Before there were selfies
Before there were selfies and before they were teenagers, the Nozell girls were already meeting candidates and politicians on the campaign trail.
A favorite candidate?
Neither of the girls will be able to vote in the primary but Addy will be able to vote in the general election for the first time.
“I kind of lean more towards Democrats,” Addy said but added that “some Republicans seem to make more points that I can relate to.”
One of their brothers is at Norwich University in Vermont and, “for the first time these girls are really paying attention to military strategy and what’s happening in the Middle East where there’s a really good change their brother could go,” said Thomas.
The girls have not selected a favorite candidate yet, and they say that they are looking forward to hearing from everybody.
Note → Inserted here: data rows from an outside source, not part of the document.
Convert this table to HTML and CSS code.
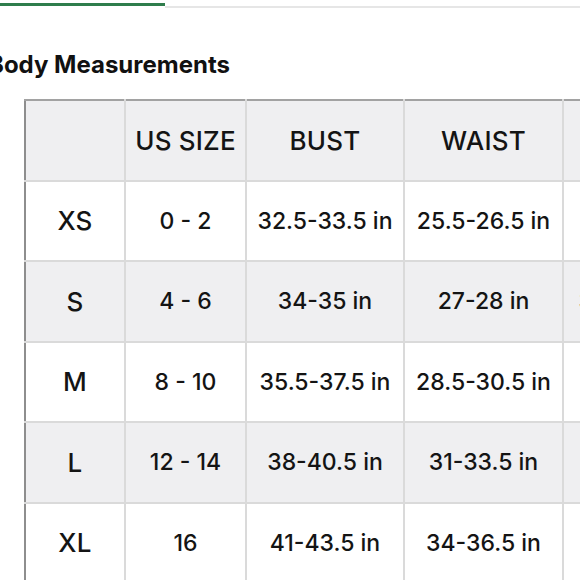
FILE: index.html
```html
<!DOCTYPE html>
<html>
<head>
<meta charset="utf-8">
<link rel="stylesheet" href="styles.css">
</head>
<body>
<div class="page">
  <div class="tabs">
    <div class="tab-active"></div>
    <div class="tab-rest"></div>
  </div>
  <h2 class="title">Body Measurements</h2>
  <table class="chart">
    <colgroup>
      <col class="c1"><col class="c2"><col class="c3"><col class="c4"><col class="c5">
    </colgroup>
    <thead>
      <tr class="shade">
        <th></th><th>US SIZE</th><th>BUST</th><th>WAIST</th><th>HIPS</th>
      </tr>
    </thead>
    <tbody>
      <tr><th>XS</th><td>0 - 2</td><td>32.5-33.5 in</td><td>25.5-26.5 in</td><td>35-36 in</td></tr>
      <tr class="shade"><th>S</th><td>4 - 6</td><td>34-35 in</td><td>27-28 in</td><td>36.5-37.5 in</td></tr>
      <tr><th>M</th><td>8 - 10</td><td>35.5-37.5 in</td><td>28.5-30.5 in</td><td>39-40 in</td></tr>
      <tr class="shade"><th>L</th><td>12 - 14</td><td>38-40.5 in</td><td>31-33.5 in</td><td>41-42 in</td></tr>
      <tr><th>XL</th><td>16</td><td>41-43.5 in</td><td>34-36.5 in</td><td>44-45 in</td></tr>
    </tbody>
  </table>
</div>
</body>
</html>
```

FILE: styles.css
```css
html, body {
  margin: 0;
  padding: 0;
  background: #ffffff;
  overflow: hidden;
}
.page {
  width: 580px;
  height: 580px;
  overflow: hidden;
  font-family: Inter, "Liberation Sans", sans-serif;
  color: #141414;
}
.tabs {
  display: flex;
  align-items: flex-start;
  padding-top: 3px;
}
.tab-active {
  width: 165px;
  height: 3px;
  background: #2f7d4c;
}
.tab-rest {
  flex: 1;
  height: 2px;
  margin-top: 3px;
  background: #e6e6e6;
}
.title {
  margin: 42px 0 0 -12px;
  font-size: 24px;
  font-weight: 700;
  line-height: 30px;
  color: #111;
  white-space: nowrap;
}
.chart {
  margin: 19px 0 0 24px;
  border-collapse: collapse;
  table-layout: fixed;
  width: 700px;
}
.c1 { width: 100px; }
.c2 { width: 121px; }
.c3 { width: 158px; }
.c4 { width: 159px; }
.c5 { width: 162px; }
.chart th, .chart td {
  height: 78.5px;
  padding: 0;
  border: 2px solid #dadada;
  text-align: center;
  vertical-align: middle;
  font-weight: 500;
  font-size: 23px;
  color: #141414;
  white-space: nowrap;
  overflow: hidden;
}
.chart th {
  font-size: 26px;
  letter-spacing: 0.2px;
}
.chart tr > :first-child {
  border-left: 2px solid #8e8e8e;
}
.chart thead th {
  border-top: 2px solid #a2a2a2;
}
.shade th, .shade td {
  background: #efeff1;
}
```
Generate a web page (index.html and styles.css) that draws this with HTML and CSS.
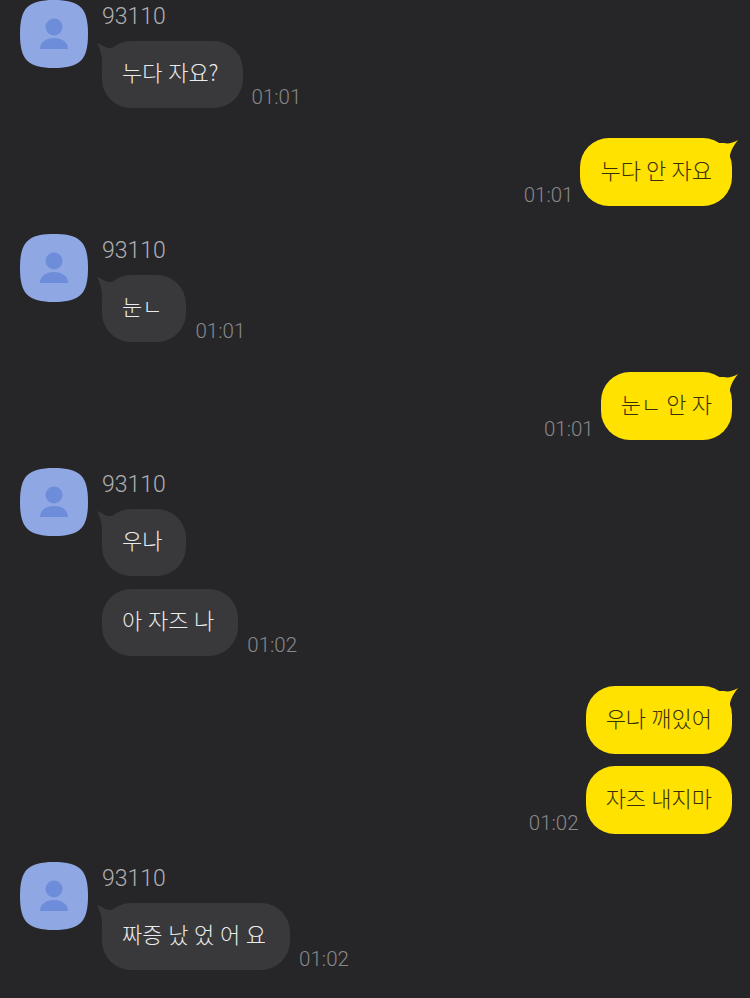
FILE: index.html
```html
<!DOCTYPE html>
<html lang="ko">
<head>
    <meta charset="UTF-8">
    <meta name="viewport" content="width=device-width, initial-scale=1.0">
    <title>93110</title>
    <link rel="stylesheet" href="styles.css">
</head>
<body>
    <svg class="defs" width="0" height="0">
        <defs>
            <symbol id="avatar" viewBox="0 0 68 68">
                <path fill="#8fa8e3" d="M34 0C60 0 68 8 68 34C68 60 60 68 34 68C8 68 0 60 0 34C0 8 8 0 34 0Z"/>
                <circle fill="#6d8ddb" cx="34" cy="27" r="8.5"/>
                <path fill="#6d8ddb" d="M20 49C20 42 26 38 34 38C42 38 48 42 48 49Z"/>
            </symbol>
            <symbol id="tail-in" viewBox="0 0 20 24">
                <path fill="#39393b" d="M0 0C4 1 7 4 11 5H20V24H5V18C5 12 3 6 0 0Z"/>
            </symbol>
            <symbol id="tail-out" viewBox="0 0 20 24">
                <path fill="#ffe200" d="M20 1C15 4 10 5 6 4H0V24H12V16C13 11 16 6 20 1Z"/>
            </symbol>
        </defs>
    </svg>

    <div class="chat">
        <div class="group in">
            <svg class="avatar"><use href="#avatar"/></svg>
            <div class="body">
                <div class="name">93110</div>
                <div class="row">
                    <div class="bubble tail">누다 자요?<svg class="tail-in"><use href="#tail-in"/></svg></div>
                    <span class="time">01:01</span>
                </div>
            </div>
        </div>

        <div class="group out">
            <div class="row">
                <span class="time">01:01</span>
                <div class="bubble tail">누다 안 자요<svg class="tail-out"><use href="#tail-out"/></svg></div>
            </div>
        </div>

        <div class="group in">
            <svg class="avatar"><use href="#avatar"/></svg>
            <div class="body">
                <div class="name">93110</div>
                <div class="row">
                    <div class="bubble tail">눈ㄴ<svg class="tail-in"><use href="#tail-in"/></svg></div>
                    <span class="time">01:01</span>
                </div>
            </div>
        </div>

        <div class="group out">
            <div class="row">
                <span class="time">01:01</span>
                <div class="bubble tail">눈ㄴ 안 자<svg class="tail-out"><use href="#tail-out"/></svg></div>
            </div>
        </div>

        <div class="group in">
            <svg class="avatar"><use href="#avatar"/></svg>
            <div class="body">
                <div class="name">93110</div>
                <div class="row">
                    <div class="bubble tail">우나<svg class="tail-in"><use href="#tail-in"/></svg></div>
                </div>
                <div class="row">
                    <div class="bubble">아 자즈 나</div>
                    <span class="time">01:02</span>
                </div>
            </div>
        </div>

        <div class="group out">
            <div class="row">
                <div class="bubble tail">우나 깨있어<svg class="tail-out"><use href="#tail-out"/></svg></div>
            </div>
            <div class="row">
                <span class="time">01:02</span>
                <div class="bubble">자즈 내지마</div>
            </div>
        </div>

        <div class="group in">
            <svg class="avatar"><use href="#avatar"/></svg>
            <div class="body">
                <div class="name">93110</div>
                <div class="row">
                    <div class="bubble tail">짜증 났 었 어 요<svg class="tail-in"><use href="#tail-in"/></svg></div>
                    <span class="time">01:02</span>
                </div>
            </div>
        </div>
    </div>
</body>
</html>
```

FILE: styles.css
```css
body {
    margin: 0;
    background: #262628;
    font-family: "Noto Sans CJK KR", "Noto Sans", sans-serif;
    font-weight: 300;
}
.defs {
    display: block;
}
.chat {
    display: flex;
    flex-direction: column;
    padding-right: 18px;
}
.group {
    display: flex;
}
.group.in {
    gap: 14px;
    padding-left: 20px;
    margin-bottom: 30px;
}
.group.out {
    flex-direction: column;
    align-items: flex-end;
    gap: 12px;
    margin-bottom: 28px;
}
.avatar {
    width: 68px;
    height: 68px;
    flex-shrink: 0;
}
.body {
    display: flex;
    flex-direction: column;
    gap: 13px;
}
.name {
    height: 28px;
    font-family: Roboto, sans-serif;
    font-size: 23px;
    line-height: 33px;
    color: #b0b0b2;
}
.row {
    display: flex;
    align-items: flex-end;
    gap: 9px;
}
.out .row {
    gap: 7px;
}
.bubble {
    position: relative;
    height: 67px;
    padding: 0 24px 0 20px;
    border-radius: 29px;
    font-size: 22px;
    line-height: 60px;
    white-space: nowrap;
}
.in .bubble {
    background: #39393b;
    color: #ececec;
    word-spacing: -0.5px;
}
.out .bubble {
    height: 68px;
    padding: 0 20px;
    background: #ffe200;
    color: #36300a;
    line-height: 62px;
    word-spacing: -1px;
}
.tail-in {
    position: absolute;
    left: -5px;
    top: 2px;
    width: 20px;
    height: 24px;
}
.tail-out {
    position: absolute;
    right: -6px;
    top: 1px;
    width: 20px;
    height: 24px;
}
.time {
    font-family: Roboto, sans-serif;
    font-size: 20.5px;
    line-height: 21px;
    color: #88888a;
}
```
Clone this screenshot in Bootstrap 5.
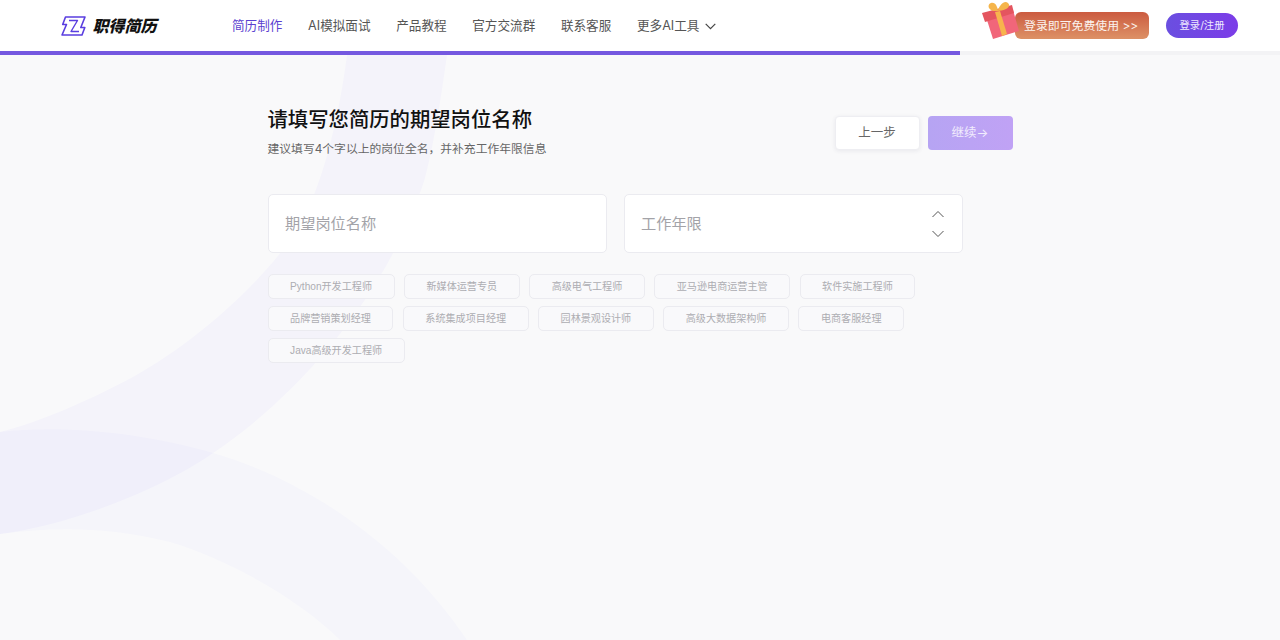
<!DOCTYPE html>
<html lang="zh"><head><meta charset="utf-8">
<link rel="stylesheet" href="https://cdn.jsdelivr.net/npm/bootstrap@5.3.0/dist/css/bootstrap.min.css">
<style>
body{background:#f9f9fa;font-family:"Inter","Noto Sans CJK SC",sans-serif;color:#111;overflow:hidden;position:relative;height:640px}
.bgart{position:absolute;left:0;top:0;width:1280px;height:640px;z-index:0}
.topbar{height:51px;background:#fff;position:relative;z-index:1;padding-left:61px;padding-right:42px}
.brandname{font-size:16px;font-weight:900;font-style:italic;color:#111;margin-left:6.5px;width:65.5px;white-space:nowrap}
.menu{margin-left:74px;gap:25.7px;font-size:12.6px;color:#555;padding-top:2px}
.menu .on{color:#5b3fd0}
.morechev{margin-left:2px}
.promo{height:27px;width:134px;border-radius:6px;background:linear-gradient(180deg,#cb5b40,#dd9166);color:#fbf3ee;font-size:11.9px;font-weight:400;padding-left:9px;margin-right:17px;position:relative;white-space:nowrap}
.gift{position:absolute;left:-35px;top:-10px;width:40px;height:40px}
.authbtn{height:25px;width:72px;border-radius:13px;background:linear-gradient(90deg,#6a4fe0,#7c3ce8);color:#efeaff;font-size:10.3px;font-weight:400}
.progressline{height:4px;background:#f3f3f5;position:relative;z-index:1}
.progressfill{height:4px;width:75%;background:#7559e0}
.mainwrap{position:relative;z-index:1;width:695px;margin-left:267.5px}
.headrow{margin-top:51px;height:44px;width:745px}
.ttl{font-size:20.35px;font-weight:500;line-height:28px;margin:0;color:#111}
.sub{font-size:11.8px;color:#666;line-height:18px;margin:5.5px 0 0}
.btnprev,.btnnext{height:34px;width:85px;border-radius:4px;font-size:12.5px;margin-top:10px}
.btnprev{background:#fff;border:1px solid #eeeef2;color:#666;box-shadow:0 1px 4px rgba(40,40,80,.08)}
.btnnext{background:linear-gradient(90deg,#b6a4f3,#c0a2f5);border:0;color:#f1ecfd;margin-left:8px}
.fieldsrow{margin-top:44px;gap:17px}
.fieldbox{flex:1;height:59px;background:#fff;border:1px solid #ebebf0;border-radius:5px;font-size:15.2px;color:#a3a3a8;padding:0 16.500px}
.fieldtext{padding-top:1px}
.chev{width:14px;height:8px;display:block}
.taglist{margin-top:21px;gap:7px 9.3px}
.tagitem{height:25px;border:1px solid #ebebf0;border-radius:5px;background:#f9f9fb;font-family:"Liberation Sans","Noto Sans CJK SC",sans-serif;font-size:10.1px;color:#adadb2;padding:0 21.6px}
</style></head><body>
<svg class="bgart" viewBox="0 0 1280 640" aria-hidden="true">
<path d="M347 55C340 110 325 180 300 225 270 275 200 340 133 377 90 400 40 422 0 432V534C70 525 160 490 213 453 300 395 390 290 425 178 435 140 442 90 447 55Z" fill="#6a4fff" opacity=".03"/>
<path d="M0 432C70 424 150 435 213 453 300 478 400 540 467 640H340C300 600 230 560 170 542 100 525 50 528 0 534Z" fill="#6a4fff" opacity=".025"/>
</svg>
<header class="topbar d-flex align-items-center">
<svg width="25" height="20" viewBox="0 0 25 20" fill="none" stroke="#5a3ee0" stroke-width="1.6" stroke-linejoin="round"><path d="M4.500 1H24L19.800 11.500H23.800L21 19H1L5.500 8.500H1.700Z"/><path d="M8 4.500H16.500L10 15.500H18" stroke-width="1.400"/></svg>
<span class="brandname">职得简历</span>
<nav class="menu d-flex align-items-center">
<span class="on">简历制作</span><span>AI模拟面试</span><span>产品教程</span><span>官方交流群</span><span>联系客服</span>
<span class="d-flex align-items-center gap-1">更多AI工具<svg class="morechev" width="11" height="7" viewBox="0 0 11 7" fill="none" stroke="#444" stroke-width="1.2"><path d="M.7.8 5.5 5.6 10.3.8"/></svg></span>
</nav>
<div class="ms-auto d-flex align-items-center">
<div class="promo d-flex align-items-center">
<svg class="gift" viewBox="0 0 40 40"><path d="M6 15 33 8 39 29 13 37Z" fill="#f1667a"/><path d="M2 11 32 3 34 11 5 20Z" fill="#e4555f"/><path d="M15 10 20 9 27 32 22 34Z" fill="#f7b44d"/><path d="M17 9C9 10 6 3 11 1 16 0 17 5 18 8 20 3 24-2 28 1 32 5 25 9 17 9Z" fill="#f5b54b"/></svg>
<span>登录即可免费使用 &gt;&gt;</span></div>
<button class="authbtn btn p-0 border-0">登录/注册</button>
</div>
</header>
<div class="progressline"><div class="progressfill"></div></div>
<main class="mainwrap">
<div class="headrow d-flex justify-content-between">
<div><h1 class="ttl">请填写您简历的期望岗位名称</h1><p class="sub">建议填写4个字以上的岗位全名，并补充工作年限信息</p></div>
<div class="d-flex align-items-start"><button class="btnprev btn p-0">上一步</button><button class="btnnext btn p-0">继续→</button></div>
</div>
<div class="fieldsrow d-flex">
<div class="fieldbox d-flex align-items-center"><span class="fieldtext">期望岗位名称</span></div>
<div class="fieldbox d-flex align-items-center justify-content-between"><span class="fieldtext">工作年限</span>
<span class="d-flex flex-column gap-2"><svg class="chev" viewBox="0 0 14 8" fill="none" stroke="#555" stroke-width="1"><path d="M1.500 7 7 1.500 12.500 7"/></svg><svg class="chev mt-1" viewBox="0 0 14 8" fill="none" stroke="#555" stroke-width="1"><path d="M1.500 1 7 6.500 12.500 1"/></svg></span></div>
</div>
<div class="taglist d-flex flex-wrap">
<span class="tagitem d-flex align-items-center">Python开发工程师</span><span class="tagitem d-flex align-items-center">新媒体运营专员</span><span class="tagitem d-flex align-items-center">高级电气工程师</span><span class="tagitem d-flex align-items-center">亚马逊电商运营主管</span><span class="tagitem d-flex align-items-center">软件实施工程师</span>
<span class="tagitem d-flex align-items-center">品牌营销策划经理</span><span class="tagitem d-flex align-items-center">系统集成项目经理</span><span class="tagitem d-flex align-items-center">园林景观设计师</span><span class="tagitem d-flex align-items-center">高级大数据架构师</span><span class="tagitem d-flex align-items-center">电商客服经理</span>
<span class="tagitem d-flex align-items-center">Java高级开发工程师</span>
</div>
</main>
<script src="https://cdn.jsdelivr.net/npm/bootstrap@5.3.0/dist/js/bootstrap.bundle.min.js"></script>
</body></html>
Overall, Thomas said that they have respect for all the candidates.
“Politicians really recognize that the landscape has changed,” Thomas said. “If you’re not willing to take selfies, you’re going to lose a lot of young support. And while a vote doesn’t really hang on a selfie, it does it hang on interest.”
And for those attending political campaign events in New Hampshire, look out for the presidential selfie girls.